START GIVEN RECORDS
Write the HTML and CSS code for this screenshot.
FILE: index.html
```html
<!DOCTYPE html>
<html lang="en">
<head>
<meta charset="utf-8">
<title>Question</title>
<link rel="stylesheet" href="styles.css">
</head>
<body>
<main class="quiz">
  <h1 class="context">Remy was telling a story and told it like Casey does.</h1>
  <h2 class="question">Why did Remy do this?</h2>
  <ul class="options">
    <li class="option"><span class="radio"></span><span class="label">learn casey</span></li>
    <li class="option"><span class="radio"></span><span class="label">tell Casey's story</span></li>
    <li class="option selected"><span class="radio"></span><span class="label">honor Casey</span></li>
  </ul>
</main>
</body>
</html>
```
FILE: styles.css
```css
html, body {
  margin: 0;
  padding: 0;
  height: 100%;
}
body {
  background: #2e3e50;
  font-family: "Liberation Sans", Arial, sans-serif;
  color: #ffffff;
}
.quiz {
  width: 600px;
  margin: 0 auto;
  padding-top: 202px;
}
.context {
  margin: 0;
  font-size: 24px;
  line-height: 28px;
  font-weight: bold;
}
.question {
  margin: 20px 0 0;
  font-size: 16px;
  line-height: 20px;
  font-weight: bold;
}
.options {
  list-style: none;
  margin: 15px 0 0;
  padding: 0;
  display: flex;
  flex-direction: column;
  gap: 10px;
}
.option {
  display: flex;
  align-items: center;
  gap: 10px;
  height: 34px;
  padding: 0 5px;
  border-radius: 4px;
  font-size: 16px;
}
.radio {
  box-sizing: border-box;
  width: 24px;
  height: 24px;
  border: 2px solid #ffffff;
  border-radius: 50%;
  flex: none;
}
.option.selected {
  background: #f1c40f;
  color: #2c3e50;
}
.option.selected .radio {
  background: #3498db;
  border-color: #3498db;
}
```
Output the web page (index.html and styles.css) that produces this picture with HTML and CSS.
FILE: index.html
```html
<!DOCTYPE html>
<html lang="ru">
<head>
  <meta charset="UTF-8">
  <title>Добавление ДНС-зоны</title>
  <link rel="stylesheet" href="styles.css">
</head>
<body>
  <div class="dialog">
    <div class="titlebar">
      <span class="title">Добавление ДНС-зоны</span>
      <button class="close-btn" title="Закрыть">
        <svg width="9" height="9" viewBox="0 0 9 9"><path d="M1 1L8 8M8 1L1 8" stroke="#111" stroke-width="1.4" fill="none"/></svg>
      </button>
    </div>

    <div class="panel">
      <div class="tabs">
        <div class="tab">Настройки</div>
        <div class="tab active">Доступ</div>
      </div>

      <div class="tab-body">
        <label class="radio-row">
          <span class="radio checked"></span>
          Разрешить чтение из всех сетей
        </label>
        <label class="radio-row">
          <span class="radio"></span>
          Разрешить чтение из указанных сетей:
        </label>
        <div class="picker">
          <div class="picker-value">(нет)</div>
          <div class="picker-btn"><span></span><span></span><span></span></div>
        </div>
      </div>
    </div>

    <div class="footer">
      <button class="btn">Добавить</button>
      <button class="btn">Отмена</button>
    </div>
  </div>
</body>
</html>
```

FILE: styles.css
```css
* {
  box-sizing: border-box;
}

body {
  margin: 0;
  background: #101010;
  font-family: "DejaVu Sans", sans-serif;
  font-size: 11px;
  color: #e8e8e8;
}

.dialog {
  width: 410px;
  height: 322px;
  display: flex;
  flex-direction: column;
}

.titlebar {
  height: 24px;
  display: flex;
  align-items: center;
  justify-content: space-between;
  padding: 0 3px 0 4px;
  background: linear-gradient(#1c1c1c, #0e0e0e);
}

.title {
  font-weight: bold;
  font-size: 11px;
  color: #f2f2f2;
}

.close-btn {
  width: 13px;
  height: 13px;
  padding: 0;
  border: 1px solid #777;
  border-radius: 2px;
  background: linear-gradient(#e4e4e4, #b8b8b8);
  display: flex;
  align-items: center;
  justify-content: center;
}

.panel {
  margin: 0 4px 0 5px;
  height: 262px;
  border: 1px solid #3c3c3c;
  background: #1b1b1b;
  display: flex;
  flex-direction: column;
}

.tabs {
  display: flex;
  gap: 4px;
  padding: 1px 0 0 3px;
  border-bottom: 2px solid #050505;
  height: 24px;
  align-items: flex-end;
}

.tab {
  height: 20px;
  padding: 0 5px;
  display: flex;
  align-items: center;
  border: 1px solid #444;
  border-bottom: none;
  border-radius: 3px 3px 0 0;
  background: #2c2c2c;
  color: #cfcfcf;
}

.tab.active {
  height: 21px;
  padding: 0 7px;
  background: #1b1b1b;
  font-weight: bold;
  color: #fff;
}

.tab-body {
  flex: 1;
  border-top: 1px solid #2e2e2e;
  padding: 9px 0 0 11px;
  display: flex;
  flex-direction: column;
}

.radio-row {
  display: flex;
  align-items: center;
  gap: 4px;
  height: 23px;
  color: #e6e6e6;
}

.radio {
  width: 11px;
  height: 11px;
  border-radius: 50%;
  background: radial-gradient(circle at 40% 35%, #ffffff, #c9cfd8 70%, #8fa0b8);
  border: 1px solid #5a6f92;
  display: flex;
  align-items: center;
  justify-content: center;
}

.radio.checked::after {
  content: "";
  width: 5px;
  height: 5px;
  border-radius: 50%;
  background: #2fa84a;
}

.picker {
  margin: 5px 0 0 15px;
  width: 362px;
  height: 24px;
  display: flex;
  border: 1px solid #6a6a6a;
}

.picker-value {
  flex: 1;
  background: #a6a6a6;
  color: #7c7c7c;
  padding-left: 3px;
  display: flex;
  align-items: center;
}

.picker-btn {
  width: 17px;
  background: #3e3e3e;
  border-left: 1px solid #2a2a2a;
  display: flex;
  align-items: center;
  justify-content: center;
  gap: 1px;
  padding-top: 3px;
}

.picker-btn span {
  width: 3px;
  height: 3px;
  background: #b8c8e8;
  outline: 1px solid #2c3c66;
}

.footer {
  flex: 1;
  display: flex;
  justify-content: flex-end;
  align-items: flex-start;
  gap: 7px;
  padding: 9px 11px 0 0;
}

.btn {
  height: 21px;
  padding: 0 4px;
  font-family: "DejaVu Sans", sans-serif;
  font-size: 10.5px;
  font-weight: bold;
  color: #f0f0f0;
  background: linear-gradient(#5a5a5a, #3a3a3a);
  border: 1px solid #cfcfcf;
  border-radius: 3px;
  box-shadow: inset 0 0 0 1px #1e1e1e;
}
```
END GIVEN RECORDS
START GIVEN RECORDS
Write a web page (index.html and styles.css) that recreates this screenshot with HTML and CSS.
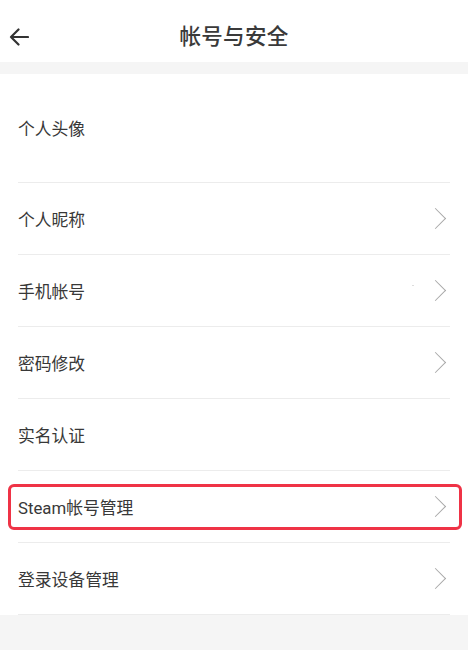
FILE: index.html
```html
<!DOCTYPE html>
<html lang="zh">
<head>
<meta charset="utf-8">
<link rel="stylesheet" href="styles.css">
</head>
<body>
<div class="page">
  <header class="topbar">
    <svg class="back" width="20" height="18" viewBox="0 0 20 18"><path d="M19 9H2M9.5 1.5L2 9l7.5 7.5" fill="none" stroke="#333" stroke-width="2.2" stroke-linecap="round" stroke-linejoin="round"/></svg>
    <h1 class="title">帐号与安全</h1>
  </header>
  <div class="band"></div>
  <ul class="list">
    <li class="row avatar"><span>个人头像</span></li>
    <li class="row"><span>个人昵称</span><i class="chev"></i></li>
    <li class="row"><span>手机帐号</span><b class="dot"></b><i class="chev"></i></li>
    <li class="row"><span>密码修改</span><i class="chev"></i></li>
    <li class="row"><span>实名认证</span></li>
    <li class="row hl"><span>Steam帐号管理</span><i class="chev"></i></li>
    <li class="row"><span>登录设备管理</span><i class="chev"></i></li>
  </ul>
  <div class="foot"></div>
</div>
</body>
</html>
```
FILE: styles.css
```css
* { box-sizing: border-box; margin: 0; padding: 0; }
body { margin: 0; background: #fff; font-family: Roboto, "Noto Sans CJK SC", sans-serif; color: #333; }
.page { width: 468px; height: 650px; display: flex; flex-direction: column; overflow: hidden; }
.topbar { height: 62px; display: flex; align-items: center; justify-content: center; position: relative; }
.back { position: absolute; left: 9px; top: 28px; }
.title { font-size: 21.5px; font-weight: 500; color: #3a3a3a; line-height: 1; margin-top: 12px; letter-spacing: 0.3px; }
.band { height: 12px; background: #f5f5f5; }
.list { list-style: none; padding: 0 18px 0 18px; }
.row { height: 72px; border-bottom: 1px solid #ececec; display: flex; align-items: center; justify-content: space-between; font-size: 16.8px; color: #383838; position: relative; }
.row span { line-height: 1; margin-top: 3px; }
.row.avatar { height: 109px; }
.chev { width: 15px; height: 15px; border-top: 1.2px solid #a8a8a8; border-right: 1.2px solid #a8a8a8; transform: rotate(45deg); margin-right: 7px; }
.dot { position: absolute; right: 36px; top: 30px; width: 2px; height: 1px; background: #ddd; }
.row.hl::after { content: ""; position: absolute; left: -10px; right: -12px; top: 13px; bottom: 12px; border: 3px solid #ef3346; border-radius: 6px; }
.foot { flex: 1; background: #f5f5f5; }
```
END GIVEN RECORDS
[WHAT TO PRODUCE]
Search the data for the string "Write". List each line that has it.

[RESULT OF THIS EXERCISE]
Write the HTML and CSS code for this screenshot.
Write a web page (index.html and styles.css) that recreates this screenshot with HTML and CSS.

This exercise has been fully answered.